▶ **EXERCISE DESCRIPTION**: Set down, exactly as written, the lines from the top of the data to the line that holds "FaStopwatch, FaDatabase, FaRecordVinyl", and omit the pictures.
....................
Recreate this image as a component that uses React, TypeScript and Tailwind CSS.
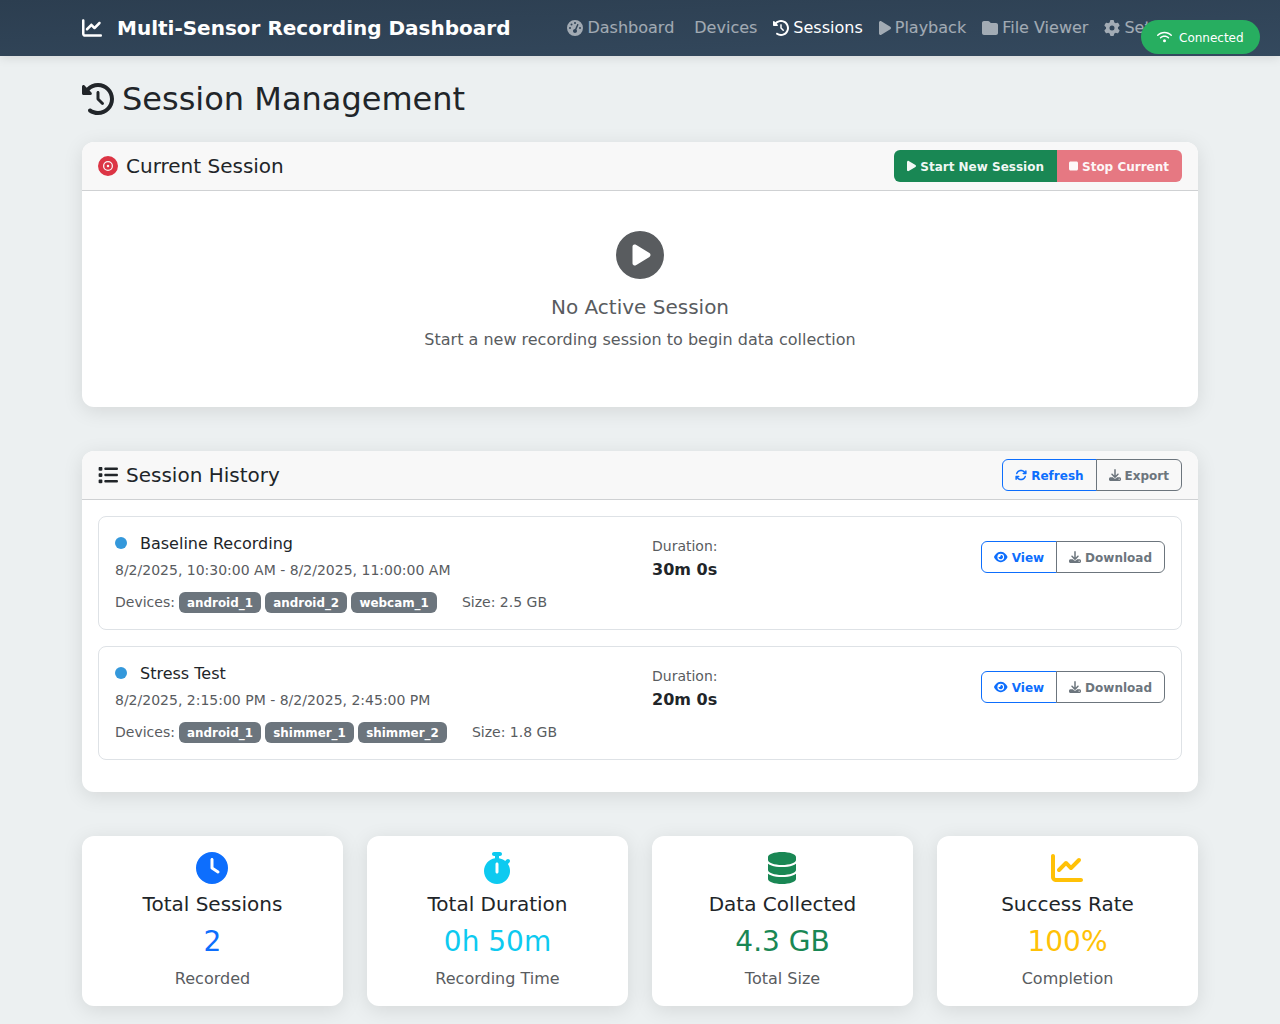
import React from "react";
import { FaChartLine, FaGaugeHigh, FaClockRotateLeft, FaPlay, FaFolder, FaGear, FaWifi, FaStop, FaCirclePlay, FaList, FaArrowsRotate, FaDownload, FaEye, FaClock, FaStopwatch, FaDatabase, FaRecordVinyl } from "react-icons/fa6";

const font = { fontFamily: '"DejaVu Sans", sans-serif' };

function NavLink({ icon, label, active }: { icon?: React.ReactNode; label: string; active?: boolean }) {
  return (
    <a className={`flex items-center gap-[4px] px-2 py-2 text-base whitespace-nowrap ${active ? "text-white" : "text-white/55"}`}>
      {icon}
      <span>{label}</span>
    </a>
  );
}

function ActionButton({ color, icon, label, side }: { color: "blue" | "gray"; icon: React.ReactNode; label: string; side: "l" | "r" }) {
  return (
    <button
      className={`h-8 px-3 flex items-center gap-[4px] text-xs leading-[30px] font-bold border ${
        color === "blue" ? "border-[#0d6efd] text-[#0d6efd]" : "border-[#6c757d] text-[#6c757d]"
      } ${side === "l" ? "rounded-l-md" : "rounded-r-md -ml-px"}`}
    >
      {icon}
      <span className="relative top-px">{label}</span>
    </button>
  );
}

function Session({ title, dates, devices, size, duration }: { title: string; dates: string; devices: string[]; size: string; duration: string }) {
  return (
    <div className="border border-[#dee2e6] rounded-lg p-4 mb-4 h-[114px]">
      <div className="flex -mx-3">
        <div className="w-1/2 px-3">
          <div className="flex items-center gap-[13px] h-[19px] mb-2 text-base text-[#212529]">
            <span className="w-3 h-3 rounded-full bg-[#3498db]" />
            <span className="relative top-px">{title}</span>
          </div>
          <div className="text-sm leading-[21px] text-[#595c5f] mb-[11px]">{dates}</div>
          <div className="flex items-center h-[21px] text-sm text-[#595c5f]">
            <span className="mr-1 relative -top-px">Devices:</span>
            <div className="flex gap-1">
              {devices.map((d) => (
                <span key={d} className="h-[21px] px-[8.2px] pt-px flex items-center rounded-md bg-[#6c757d] text-white text-[11.9px] font-bold">{d}</span>
              ))}
            </div>
            <span className="ml-[25px] relative -top-px">{size}</span>
          </div>
        </div>
        <div className="w-1/4 px-3 pt-[3px]">
          <div className="text-sm leading-[21px] text-[#595c5f]">Duration:</div>
          <div className="text-base font-bold leading-[26px] text-[#212529]">{duration}</div>
        </div>
        <div className="w-1/4 px-3 pt-2 flex justify-end items-start">
          <ActionButton color="blue" side="l" icon={<FaEye className="w-[13.5px] h-3" />} label="View" />
          <ActionButton color="gray" side="r" icon={<FaDownload className="w-3 h-3" />} label="Download" />
        </div>
      </div>
    </div>
  );
}

function Stat({ icon, title, value, sub, color }: { icon: React.ReactNode; title: string; value: string; sub: string; color: string }) {
  return (
    <div className="bg-white rounded-xl shadow-[0_4px_20px_rgba(0,0,0,0.1)] p-4 h-[170px] flex flex-col items-center">
      <div className={`h-8 flex items-center mr-px ${color}`}>{icon}</div>
      <div className="text-xl leading-6 text-[#212529] mt-2">{title}</div>
      <div className={`text-[28px] leading-[36px] mt-[8px] ${color}`}>{value}</div>
      <div className="text-base leading-6 text-[#595c5f] mt-[7px]">{sub}</div>
    </div>
  );
}

export default function App() {
  return (
    <div className="min-h-[1054px] bg-[#ecf0f1] relative" style={font}>
      <nav className="h-14 bg-gradient-to-br from-[#2c3e50] to-[#34495e] shadow-[0_2px_10px_rgba(0,0,0,0.1)]">
        <div className="w-[1140px] mx-auto px-3 h-full flex items-center">
          <div className="flex items-center gap-[15px] text-white text-xl font-bold whitespace-nowrap">
            <FaChartLine className="w-5 h-5" />
            <span>Multi-Sensor Recording Dashboard</span>
          </div>
          <div className="flex items-center ml-[49px]">
            <NavLink icon={<FaGaugeHigh className="w-4 h-4" />} label="Dashboard" />
            <span className="w-[4px]" />
            <NavLink label="Devices" />
            <NavLink active icon={<FaClockRotateLeft className="w-4 h-4" />} label="Sessions" />
            <NavLink icon={<FaPlay className="w-3 h-4" />} label="Playback" />
            <NavLink icon={<FaFolder className="w-4 h-4" />} label="File Viewer" />
            <NavLink icon={<FaGear className="w-4 h-4" />} label="Settings" />
          </div>
        </div>
      </nav>

      <div className="absolute top-5 right-5 w-[119px] h-[34px] rounded-full bg-[#27ae60] text-white text-xs flex items-center pl-4 gap-[7px]">
        <FaWifi className="w-[15px] h-3" />
        <span className="relative top-px">Connected</span>
      </div>

      <main className="w-[1140px] mx-auto px-3 pt-[22px]">
        <h1 className="flex items-center gap-2 text-[32px] leading-[42px] text-[#212529] mb-[22px]">
          <FaClockRotateLeft className="w-8 h-8" />
          <span>Session Management</span>
        </h1>

        <section className="bg-white rounded-xl shadow-[0_4px_20px_rgba(0,0,0,0.1)] mb-[44px] overflow-hidden">
          <header className="h-[49px] px-4 flex items-center justify-between bg-[#f8f8f8] border-b border-[#cfd1d3]">
            <div className="flex items-center gap-2 text-xl text-[#212529]">
              <FaRecordVinyl className="w-5 h-5 text-[#dc3545]" />
              <span>Current Session</span>
            </div>
            <div className="flex">
              <button className="h-8 px-[13px] flex items-center gap-[4px] bg-[#198754] text-white/95 text-xs font-bold rounded-l-md">
                <FaPlay className="w-[9px] h-3" />
                <span className="relative top-px">Start New Session</span>
              </button>
              <button className="h-8 pl-[12px] pr-[13px] flex items-center gap-[4px] bg-[#e67882] text-white/95 text-xs font-bold rounded-r-md">
                <FaStop className="w-[9px] h-3" />
                <span className="relative top-px">Stop Current</span>
              </button>
            </div>
          </header>
          <div className="h-[216px] pt-10 flex flex-col items-center">
            <FaCirclePlay className="w-12 h-12 text-[#595c5f]" />
            <div className="text-xl leading-6 text-[#595c5f] mt-4 mb-2">No Active Session</div>
            <div className="text-base leading-[26px] text-[#595c5f]">Start a new recording session to begin data collection</div>
          </div>
        </section>

        <section className="bg-white rounded-xl shadow-[0_4px_20px_rgba(0,0,0,0.1)] mb-[44px] overflow-hidden">
          <header className="h-[49px] px-4 flex items-center justify-between bg-[#f8f8f8] border-b border-[#cfd1d3]">
            <div className="flex items-center gap-2 text-xl text-[#212529]">
              <FaList className="w-5 h-5" />
              <span>Session History</span>
            </div>
            <div className="flex">
              <ActionButton color="blue" side="l" icon={<FaArrowsRotate className="w-3 h-3" />} label="Refresh" />
              <ActionButton color="gray" side="r" icon={<FaDownload className="w-3 h-3" />} label="Export" />
            </div>
          </header>
          <div className="px-4 pt-4 pb-4 h-[292px]">
            <Session title="Baseline Recording" dates="8/2/2025, 10:30:00 AM - 8/2/2025, 11:00:00 AM" devices={["android_1", "android_2", "webcam_1"]} size="Size: 2.5 GB" duration="30m 0s" />
            <Session title="Stress Test" dates="8/2/2025, 2:15:00 PM - 8/2/2025, 2:45:00 PM" devices={["android_1", "shimmer_1", "shimmer_2"]} size="Size: 1.8 GB" duration="20m 0s" />
          </div>
        </section>

        <div className="grid grid-cols-4 gap-6 mb-6">
          <Stat color="text-[#0d6efd]" icon={<FaClock className="w-8 h-8" />} title="Total Sessions" value="2" sub="Recorded" />
          <Stat color="text-[#0dcaf0]" icon={<FaStopwatch className="w-7 h-8" />} title="Total Duration" value="0h 50m" sub="Recording Time" />
          <Stat color="text-[#198754]" icon={<FaDatabase className="w-7 h-8" />} title="Data Collected" value="4.3 GB" sub="Total Size" />
          <Stat color="text-[#ffc107]" icon={<FaChartLine className="w-8 h-8" />} title="Success Rate" value="100%" sub="Completion" />
        </div>
      </main>
    </div>
  );
}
....................
▶ **FINAL RESULT**:
Recreate this image as a component that uses React, TypeScript and Tailwind CSS.
import React from "react";
import { FaChartLine, FaGaugeHigh, FaClockRotateLeft, FaPlay, FaFolder, FaGear, FaWifi, FaStop, FaCirclePlay, FaList, FaArrowsRotate, FaDownload, FaEye, FaClock, FaStopwatch, FaDatabase, FaRecordVinyl } from "react-icons/fa6";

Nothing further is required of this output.